2. The fact we still have to have the fudging air conditioner on even though it’s winter because the Chihuahua wakes up at every beat of a moth’s wing and goes off barking and growling like a hound of the Baskervilles so we have to have the windows shut at night.
3. When Scotto shakes out the doona to give me more insulation at the same time I have a coffee in my hand and am balancing a laptop on my knees and I spill my wine, I mean my coffee all over me.
4. When Scotto starts swearing at the dogs because they won’t settle because he just unceremoniously shook them out of the doona.

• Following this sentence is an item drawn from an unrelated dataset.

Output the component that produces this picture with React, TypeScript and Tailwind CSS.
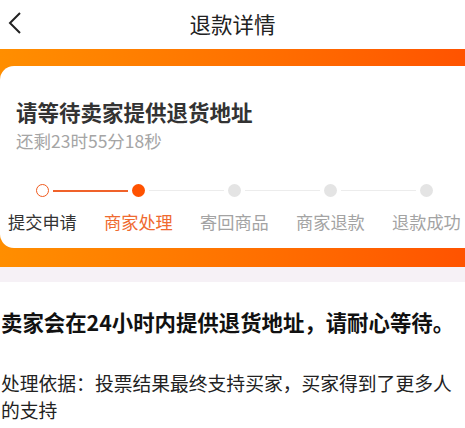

5. The clicking sound of the remote that accompanies Scotto's cantankerous swearing when the Internet is broken and he’s trying to get stupid fudging Netflix to work through his laptop.
6. The dogs trembling beside me like nervous, sycophantic neurotics because they get scared when Scotto swears.
7. When I have to get up and go to the toilet just before I’m ready to go to sleep, after the dogs have eventually slunk under the covers and I've finally organised the doona to accommodate my shivering, skeletal frame.
8. When, after I’ve been to the loo, my nineteen year old daughter knocks on the door looking for toothpaste.
9. When after I’ve found the toothpaste for her I need to go to the toilet again.
10. When I get back to bed and the Chihuahua decides that because I got up, he has to get up and he won’t go back to bed and sniffs around the doona making Scotto swear again.
11. When Scotto snaps his laptop shut in an angry manner and swears again because Netflix still won’t work and I tell him to calm down and then he says he wishes a solar flare would hit the earth and wipe out all technology so we wouldn’t have to worry about it and I say innocently that he should just ‘turn the telly off’ and then he gets all huffy.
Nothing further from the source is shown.